Wall Street main indexes slid 1.5% on Wednesday, as a closely watched U.S. bond market indicator pointed to a renewed risk of recession following poor economic data from Germany and China.
Yields on the two-year Treasury notes rose above the 10-year yield for the first time since 2007, a metric widely viewed as a classic recession signal.
The interest-rate sensitive bank index slipped 2.50% and the broader financial sector fell 1.95% in response.
Slumping exports sent Germany’s economy into reverse in the second quarter, while Chinese industrial output growth cooled to a more than 17-year low in July, putting the focus back on a bruising U.S.-China trade war and its impact on global growth.
The downbeat mood followed a rally in Wall Street’s main indexes on Tuesday thanks to the Trump administration’s decision to delay tariffs on some Chinese imports.
“It’s almost as if global investors either don’t buy the tariff delay as a sign of real progress in the U.S.-China trade war or have been too consumed by further evidence of global economic weakness to care,” BMO Capital Markets strategist Stephen Gallo said.
At 9:52 a.m. ET, the Dow Jones Industrial Average was down 406.73 points, or 1.55%, at 25,873.18, the S&P 500 was down 44.61 points, or 1.52%, at 2,881.71. The Nasdaq Composite was down 140.86 points, or 1.76%, at 7,875.50.

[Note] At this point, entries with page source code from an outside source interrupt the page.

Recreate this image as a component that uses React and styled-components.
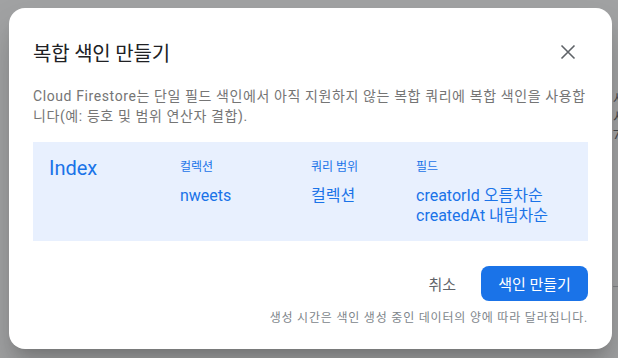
import React from 'react'
import styled, { createGlobalStyle } from 'styled-components'

const GlobalStyle = createGlobalStyle`
  html, body {
    margin: 0;
    padding: 0;
  }
  body {
    font-family: Roboto, "Noto Sans CJK KR", sans-serif;
    -webkit-font-smoothing: antialiased;
  }
`

const Screen = styled.div`
  position: relative;
  width: 618px;
  height: 358px;
  overflow: hidden;
  background: #fff;
`

const PageEdge = styled.div`
  display: flex;
  flex-direction: column;
  padding: 90px 0 0 613px;
  font-size: 13px;
  line-height: 18px;
  color: #5f6368;
  white-space: nowrap;
`

const PageRule = styled.div`
  margin-top: 142px;
  border-top: 1px solid #c4c7ca;
`

const Overlay = styled.div`
  position: absolute;
  inset: 0;
  background: rgba(32, 33, 36, 0.42);
  display: flex;
  align-items: flex-start;
  padding: 8px 0 0 9px;
`

const Dialog = styled.div`
  width: 603px;
  height: 341px;
  box-sizing: border-box;
  background: #fff;
  border-radius: 16px;
  padding: 24px 24px 0 24px;
  display: flex;
  flex-direction: column;
  box-shadow: 0 11px 15px -7px rgba(0, 0, 0, 0.2), 0 24px 38px 3px rgba(0, 0, 0, 0.14);
`

const Header = styled.div`
  display: flex;
  align-items: center;
  justify-content: space-between;
  height: 40px;
`

const Title = styled.h2`
  margin: 0;
  font-size: 20px;
  font-weight: 400;
  color: #202124;
  letter-spacing: -0.2px;
`

const CloseButton = styled.button`
  width: 40px;
  height: 40px;
  border: 0;
  padding: 0;
  background: transparent;
  display: flex;
  align-items: center;
  justify-content: center;
  color: #5f6368;
  cursor: pointer;
`

const Description = styled.p`
  margin: 14px 0 0;
  font-size: 14px;
  line-height: 20px;
  letter-spacing: 0.6px;
  color: #757575;
`

const IndexBox = styled.div`
  margin-top: 16px;
  background: #e8f0fe;
  padding: 14px 16px 15px;
  display: grid;
  grid-template-columns: 131px 131px 105px 1fr;
  align-items: start;
`

const IndexName = styled.div`
  font-size: 20px;
  line-height: 24px;
  color: #1a73e8;
`

const Column = styled.div`
  display: flex;
  flex-direction: column;
`

const Label = styled.div`
  font-size: 12px;
  line-height: 22px;
  color: #1a73e8;
`

const Value = styled.div`
  margin-top: ${(p) => (p.$first ? '8px' : '0')};
  font-size: 16px;
  line-height: 20px;
  color: #1a73e8;
`

const Footer = styled.div`
  margin-top: 25px;
  display: flex;
  justify-content: flex-end;
  align-items: center;
`

const TextButton = styled.button`
  height: 35px;
  padding: 0 16px;
  margin-right: 9px;
  border: 0;
  background: transparent;
  font-family: inherit;
  font-size: 15px;
  color: #5f6368;
  cursor: pointer;
`

const PrimaryButton = styled.button`
  width: 107px;
  height: 35px;
  border: 0;
  border-radius: 8px;
  background: #1a73e8;
  color: #fff;
  font-family: inherit;
  font-size: 15px;
  cursor: pointer;
`

const Note = styled.div`
  margin-top: 9px;
  text-align: right;
  font-size: 12px;
  line-height: 16px;
  letter-spacing: 0.8px;
  color: #80868b;
`

const CloseIcon = () => (
  <svg width="24" height="24" viewBox="0 0 24 24" fill="none" stroke="currentColor" strokeWidth="1.6">
    <path d="M5.5 5.5 18.5 18.5M18.5 5.5 5.5 18.5" />
  </svg>
)

const columns = [
  { label: '컬렉션', values: ['nweets'] },
  { label: '쿼리 범위', values: ['컬렉션'] },
  { label: '필드', values: ['creatorId 오름차순', 'createdAt 내림차순'] },
]

const App = () => {
  return (
    <Screen>
      <GlobalStyle />
      <PageEdge>
        <span>사용</span>
        <span>서비</span>
        <span>7</span>
        <PageRule />
      </PageEdge>
      <Overlay>
        <Dialog>
          <Header>
            <Title>복합 색인 만들기</Title>
            <CloseButton aria-label="닫기">
              <CloseIcon />
            </CloseButton>
          </Header>
          <Description>
            Cloud Firestore는 단일 필드 색인에서 아직 지원하지 않는 복합 쿼리에 복합 색인을 사용합니다(예: 등호 및 범위 연산자 결합).
          </Description>
          <IndexBox>
            <IndexName>Index</IndexName>
            {columns.map((col) => (
              <Column key={col.label}>
                <Label>{col.label}</Label>
                {col.values.map((v, i) => (
                  <Value key={v} $first={i === 0}>{v}</Value>
                ))}
              </Column>
            ))}
          </IndexBox>
          <Footer>
            <TextButton>취소</TextButton>
            <PrimaryButton>색인 만들기</PrimaryButton>
          </Footer>
          <Note>생성 시간은 색인 생성 중인 데이터의 양에 따라 달라집니다.</Note>
        </Dialog>
      </Overlay>
    </Screen>
  )
}

export default App
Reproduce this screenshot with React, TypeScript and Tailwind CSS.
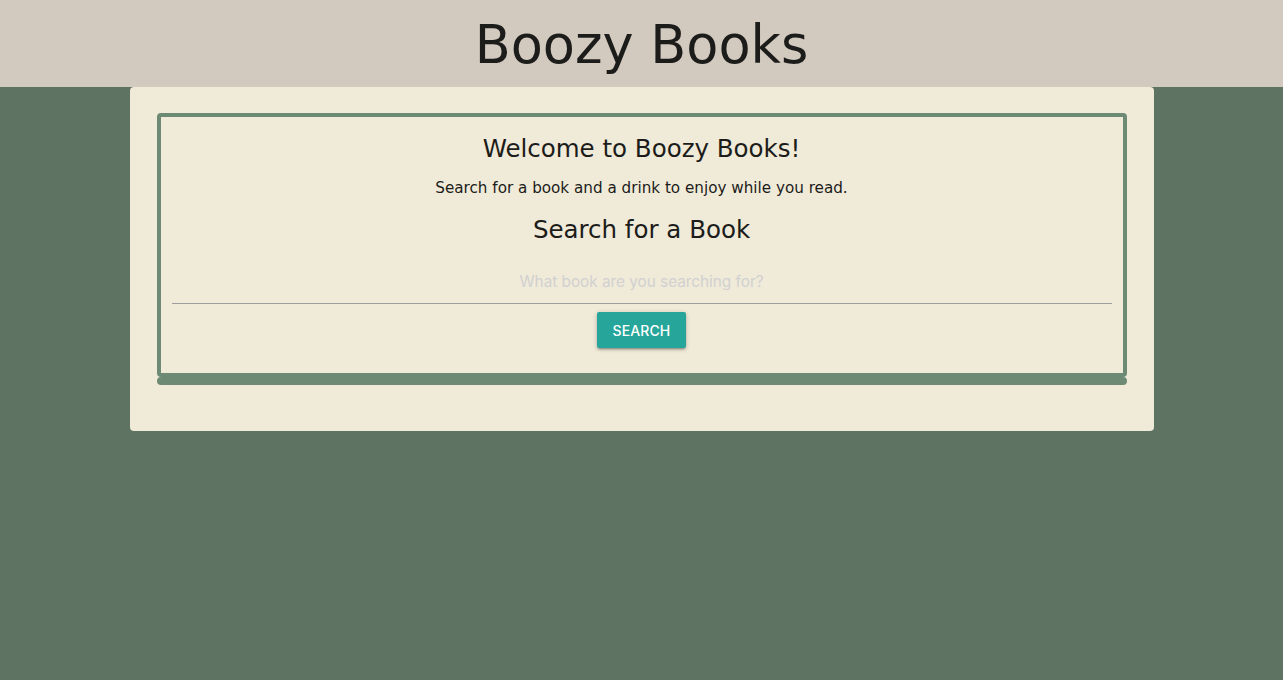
export default function App() {
  return (
    <div className="min-h-screen bg-[#5f7363] font-['DejaVu_Sans',Verdana,sans-serif] text-[#1c1c1a]">
      <header className="h-[87px] bg-[#d2c9bf] flex items-center justify-center">
        <h1 className="text-[52.5px] leading-[60px] pt-[2px]">Boozy Books</h1>
      </header>

      <main className="w-[1024px] mx-auto bg-[#f0ead8] rounded-[4px] px-[27px] pt-[26px] pb-[46px]">
        <section className="border-4 border-[#6d8b74] rounded-[4px] px-[11px] pb-[25px] flex flex-col items-center text-center">
          <h2 className="mt-[18px] text-[24.5px] leading-[28px]">Welcome to Boozy Books!</h2>
          <p className="mt-[15px] text-[15.2px] leading-[20px]">
            Search for a book and a drink to enjoy while you read.
          </p>
          <h3 className="mt-[18px] text-[24.5px] leading-[28px]">Search for a Book</h3>

          <input
            type="text"
            placeholder="What book are you searching for?"
            className="mt-[12px] w-full h-[48px] pt-[4px] bg-transparent border-b border-[#9e9e9e] text-center text-[15.3px] font-['Inter',sans-serif] placeholder:text-[#d1d1d1] focus:outline-none"
          />

          <button className="mt-[8px] h-[36px] px-[16px] rounded-[2px] bg-[#26a69a] text-white text-[14px] font-medium tracking-[0.1px] uppercase font-['Inter',sans-serif] shadow-[0_2px_2px_0_rgba(0,0,0,0.14),0_3px_1px_-2px_rgba(0,0,0,0.12),0_1px_5px_0_rgba(0,0,0,0.2)]">
            Search
          </button>
        </section>
        <div className="h-[8px] bg-[#6d8b74] rounded-[4px]" />
      </main>
    </div>
  );
}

The high-growth technology sector was the hardest hit. Shares of Apple Inc were down 1.74% after boosting markets a day earlier with a 4% rise.
Chipmakers were also down, with the Philadelphia chip index slumping 2.09%.
The biggest decliner on the S&P 500 index was Macy’s Inc, down 17.2%, after the department store operator cut its full-year profit forecast as it discounted heavily to clear excess spring season inventory.
Rivals Target Corp and Nordstrom Inc slipped 3.4% and 9.8%, respectively.
Declining issues outnumbered advancers for a 5.40-to-1 ratio on the NYSE and for a 5.99-to-1 ratio on the Nasdaq.